I vividly remember a Life Drawing professor constantly barking about “the freshness of the sketch”, as the classmates tried our best to depict that week’s nude model in extremely short intervals of class time, from 2 minutes down to 5 seconds. My personally developed style of sketching has grown, endeavoring to champion that sentiment of quickly capturing the essence of my subject matter. A swift execution of mark-making, inspired by rapid-fire blind contour exercises, graffiti strokes and a desire to “dance out” the forms, this approach felt physically fulfilling when sketching in an alternate reality context. I love that I’m applying my penmanship to new trajectories of execution. In addition, it feels timely for these new possibilities to be conceived into existence now, at the beginning of a new year. The first month for the first steps.

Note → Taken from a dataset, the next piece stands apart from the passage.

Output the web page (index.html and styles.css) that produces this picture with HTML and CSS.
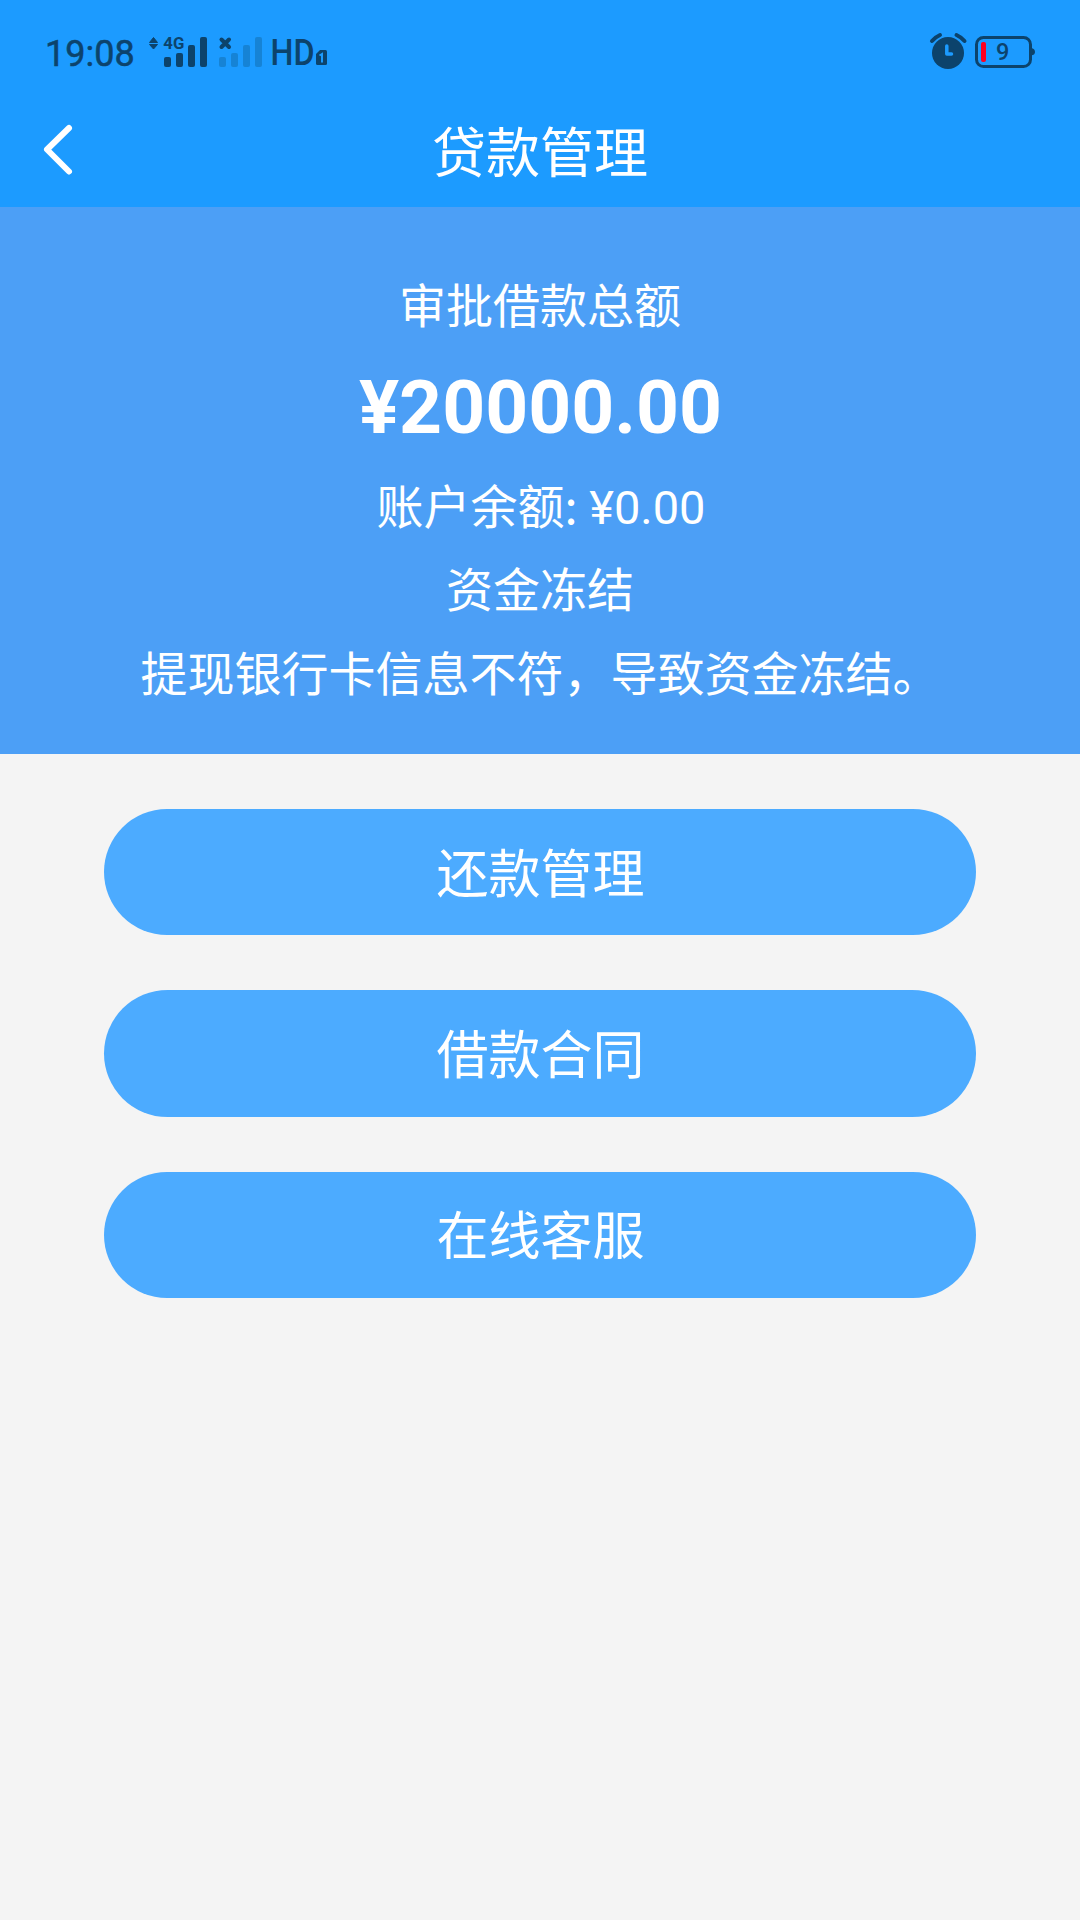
FILE: index.html
```html
<!DOCTYPE html>
<html lang="zh-CN">
<head>
<meta charset="utf-8">
<title>贷款管理</title>
<link rel="stylesheet" href="styles.css">
</head>
<body>
<header class="header">
  <div class="status">
    <span class="clock">19:08</span>
    <svg class="signals" viewBox="146 28 186 46" width="186" height="46">
      <g fill="#0c436c">
        <path d="M153.500 37.500 L157.500 42.500 H149.500 Z M149.500 44.500 H157.500 L153.500 49 Z" stroke="#0c436c" stroke-linejoin="round"/>
        <text x="163.300" y="49" font-size="17" font-weight="700" textLength="21" lengthAdjust="spacingAndGlyphs">4G</text>
        <rect x="164" y="57" width="7" height="10" rx="2"/>
        <rect x="176" y="53" width="7" height="14" rx="2"/>
        <rect x="188" y="45" width="7" height="22" rx="2"/>
        <rect x="200" y="37" width="7" height="30" rx="2"/>
      </g>
      <path d="M221.500 39.500 L229 47 M229 39.500 L221.500 47" stroke="#0c436c" stroke-width="4" stroke-linecap="round"/>
      <g fill="#1683d5">
        <rect x="219" y="57" width="7" height="10" rx="2"/>
        <rect x="231" y="53" width="7" height="14" rx="2"/>
        <rect x="243" y="45" width="7" height="22" rx="2"/>
        <rect x="255" y="37" width="7" height="30" rx="2"/>
      </g>
      <g fill="#0c436c">
        <text x="270.500" y="65" font-size="36" font-weight="500" textLength="44" lengthAdjust="spacingAndGlyphs">HD</text>
        <path d="M320 50 H325.500 Q327 50 327 51.500 V63.500 Q327 65 325.500 65 H317.500 Q316 65 316 63.500 V54 Z"/>
      </g>
      <path d="M319.500 55.500 L322 54 V62.500" fill="none" stroke="#1c9bff" stroke-width="2"/>
    </svg>
    <svg class="power" viewBox="928 28 110 46" width="110" height="46">
      <circle cx="948" cy="53" r="16" fill="#0c436c"/>
      <path d="M932 41 Q935.500 37 940 35 M956.500 35 Q961 37 964.500 41" fill="none" stroke="#0c436c" stroke-width="4" stroke-linecap="round"/>
      <path d="M946.800 46 V54 H951.500" fill="none" stroke="#1c9bff" stroke-width="3.500" stroke-linecap="round" stroke-linejoin="round"/>
      <rect x="976.500" y="37.500" width="54" height="29" rx="7" fill="none" stroke="#0c436c" stroke-width="3"/>
      <path d="M1031 48 Q1035 48.500 1035 52 Q1035 55 1031 55.500 Z" fill="#0c436c"/>
      <rect x="981" y="42" width="5" height="20" rx="2" fill="#ff0021"/>
      <text x="996" y="59.700" font-size="23.500" font-weight="500" fill="#0c436c">9</text>
    </svg>
  </div>
  <nav class="nav">
    <svg class="back" viewBox="0 0 34 54" width="34" height="54">
      <path d="M28 5 L6 26.500 L28 48.500" fill="none" stroke="#fff" stroke-width="6" stroke-linecap="round" stroke-linejoin="round"/>
    </svg>
    <h1 class="title">贷款管理</h1>
  </nav>
</header>
<section class="summary">
  <p class="line">审批借款总额</p>
  <p class="amount">¥20000.00</p>
  <p class="line balance">账户余额<span class="colon">:</span> ¥0.00</p>
  <p class="line">资金冻结</p>
  <p class="line">提现银行卡信息不符，导致资金冻结。</p>
</section>
<main class="actions">
  <button class="action">还款管理</button>
  <button class="action">借款合同</button>
  <button class="action">在线客服</button>
</main>
</body>
</html>
```
FILE: styles.css
```css
* {
  box-sizing: border-box;
}

body {
  margin: 0;
  min-height: 1920px;
  background: #f4f4f4;
  color: #fff;
  font-family: Roboto, "Noto Sans CJK SC", sans-serif;
}

.header {
  height: 207px;
  background: #1c9bff;
}

.status {
  display: flex;
  height: 96px;
  padding: 28px 42px 0 45px;
  color: #0c436c;
}

.clock {
  width: 101px;
  font-size: 36px;
  line-height: 52px;
  white-space: nowrap;
  -webkit-text-stroke: 0.5px #0c436c;
}

.signals,
.power {
  display: block;
  flex: none;
}

.power {
  margin-left: auto;
}

.nav {
  display: grid;
  grid-template-columns: 110px 1fr 110px;
  align-items: center;
  height: 111px;
}

.back {
  display: block;
  margin: -3px 0 0 41px;
}

.title {
  margin: 0;
  padding-top: 6px;
  font-size: 54px;
  font-weight: 400;
  line-height: 80px;
  text-align: center;
}

.summary {
  height: 547px;
  padding-top: 58px;
  background: #4c9ff6;
  text-align: center;
}

.line {
  height: 83.5px;
  margin: 0;
  font-size: 47px;
  line-height: 83.5px;
}

.balance {
  padding-left: 2px;
}

.colon {
  font-family: "Noto Sans CJK SC", sans-serif;
  line-height: 1;
}

.amount {
  margin: 0;
  padding-left: 1px;
  font-size: 75px;
  font-weight: 700;
  line-height: 117px;
}

.actions {
  display: flex;
  flex-direction: column;
  gap: 55px;
  padding: 55px 104px;
}

.action {
  height: 126.3px;
  padding: 0 0 4px 1px;
  border: 0;
  border-radius: 64px;
  background: #4cabff;
  color: #fff;
  font: inherit;
  font-size: 52px;
}
```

I’ll admit that I might be speaking with the naive enthusiasm of the newly converted, but I’m thoroughly convinced that a clear demarcation will continuously exist in my life as a lover of drawing, a point in time signifying ‘before’ and ‘after alternate realities’. The time when I began to bring scribbles to life. The time to get lost in a new world. The space to travel through gestures. Funny how a few months ago, I was satisfied with solely rendering on flat surfaces! After my experiences with simulated reality, I’m still astonished, thinking, “Oh, what a difference a mark makes!”